A South Korean appeals court on Monday dismissed most of Samsung heir Lee Jae-Yong's bribery convictions and cut his prison sentence to a suspended term, ordering his immediate release.
Judges said Lee, vice chairman of the world's biggest smartphone and memory chip maker Samsung Electronics, had been forced to offer bribes to then-president Park Geun-Hye and her close confidante.
Samsung Electronics, which last week reported record profits, is the flagship subsidiary of the giant Samsung group, by far the biggest of the family-controlled conglomerates known as chaebols that dominate Asia's fourth-largest economy.
The chaebols played key roles in the South's dramatic economic growth but have long had close and sometimes murky ties with political authorities. Commentators said Monday's decision was in keeping with past lenient legal treatment of their leaders.
At his original trial Lee, 49, was convicted of a range of offences, including bribery, embezzlement, money laundering and perjury in parliament, in connection with the sprawling corruption scandal that brought down Park Geun-Hye.
The case centred on payments Samsung made to Park's secret confidante Choi Soon-Sil, with prosecutors arguing they were intended to secure government favours.
He had been sentenced to five years in jail, making him the first Samsung chief to serve prison time, even though his father was twice convicted of criminal offences and his grandfather was earlier embroiled in scandal.
But the Seoul high court on Monday struck out most of the convictions and reduced the penalty on the remainder to a suspended prison sentence of two and a half years.
The court said Lee had been "forced" to offer Park bribes and there was "no evidence" that Lee explicitly demanded policy favours in return.
"Park Geun-Hye and Choi Soon-Sil should be seen as the main players in this scandal," said the ruling, read out in court by one of the judges.
Lee walked out of the courthouse swinging the hands that had been cuffed every time he arrived and left the building since he was first detained in February last year, television pictures showed.
The badge bearing his prisoner number that had been pinned to his jacket earlier was gone, and he smiled -- although he had appeared to have lost weight during his time in custody.
He was driven back to his detention centre for formalities before being released.
The Samsung group, whose revenues are equivalent to around a fifth of the country's GDP, has lobbied hard against the convictions of Lee and four other senior executives. Shim Jung-Taik, an author of several books on Samsung and its corporate culture, said: "It shows that, in South Korea, politicians come and go but Samsung's power never fades away.

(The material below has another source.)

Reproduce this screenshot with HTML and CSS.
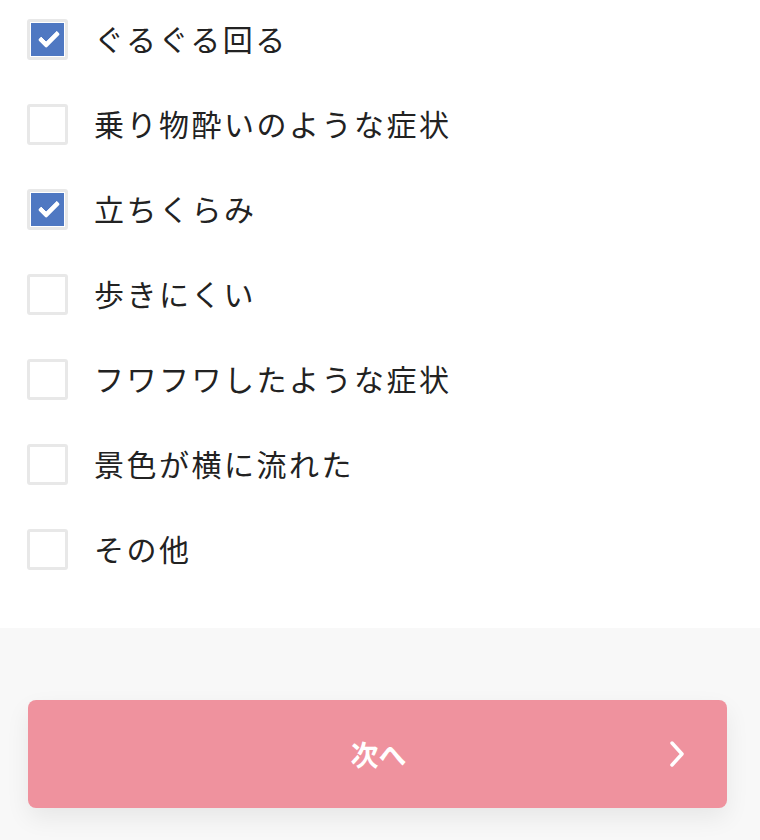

"We still have this widespread mindset that 'our economy will collapse without chaebols, and the chaebols will collapse unless they are controlled by the members of their founding families," Shim told AFP.
- 'Courage and wisdom' -
The corruption scandal set off massive months-long protests across the nation last year that urged Park's removal as well as punishment of the top tycoons who helped enrich Choi.
Samsung was the single biggest contributor to the two non-profit foundations controlled by Choi, which she allegedly used for personal gain.
But his lawyers argued that Samsung had been coerced to pay. One of them, Lee In-Jae, told reporters: "We express our sincere respect for the courage and wisdom of the court that exonerated Lee of some major accusations."
They will launch a further appeal to the supreme court against the remaining convictions.
Lee has been the de facto head of the wider Samsung group since his father was left bedridden by a heart attack in 2014.
The four other Samsung Electronics executives convicted alongside Lee also had their convictions reduced, with the two who had been given prison terms similarly having their sentences suspended.
Both Park, formally impeached and removed from power last March, and Choi are currently in custody while on trial separately on multiple charges ranging from bribery to abuse of power.
Park is accused of offering policy favours to the businessmen, including Lee, who bribed Choi -- Park's close friend and the daughter of a shady religious figure who had been Park's longtime mentor until his death in 1994.
Current South Korean President Moon Jae-In took power in May, sweeping to victory in the election that followed Park's ousting with promises to "reform" the deep-rooted and sometimes corrupt ties between Seoul regulators and the chaebols.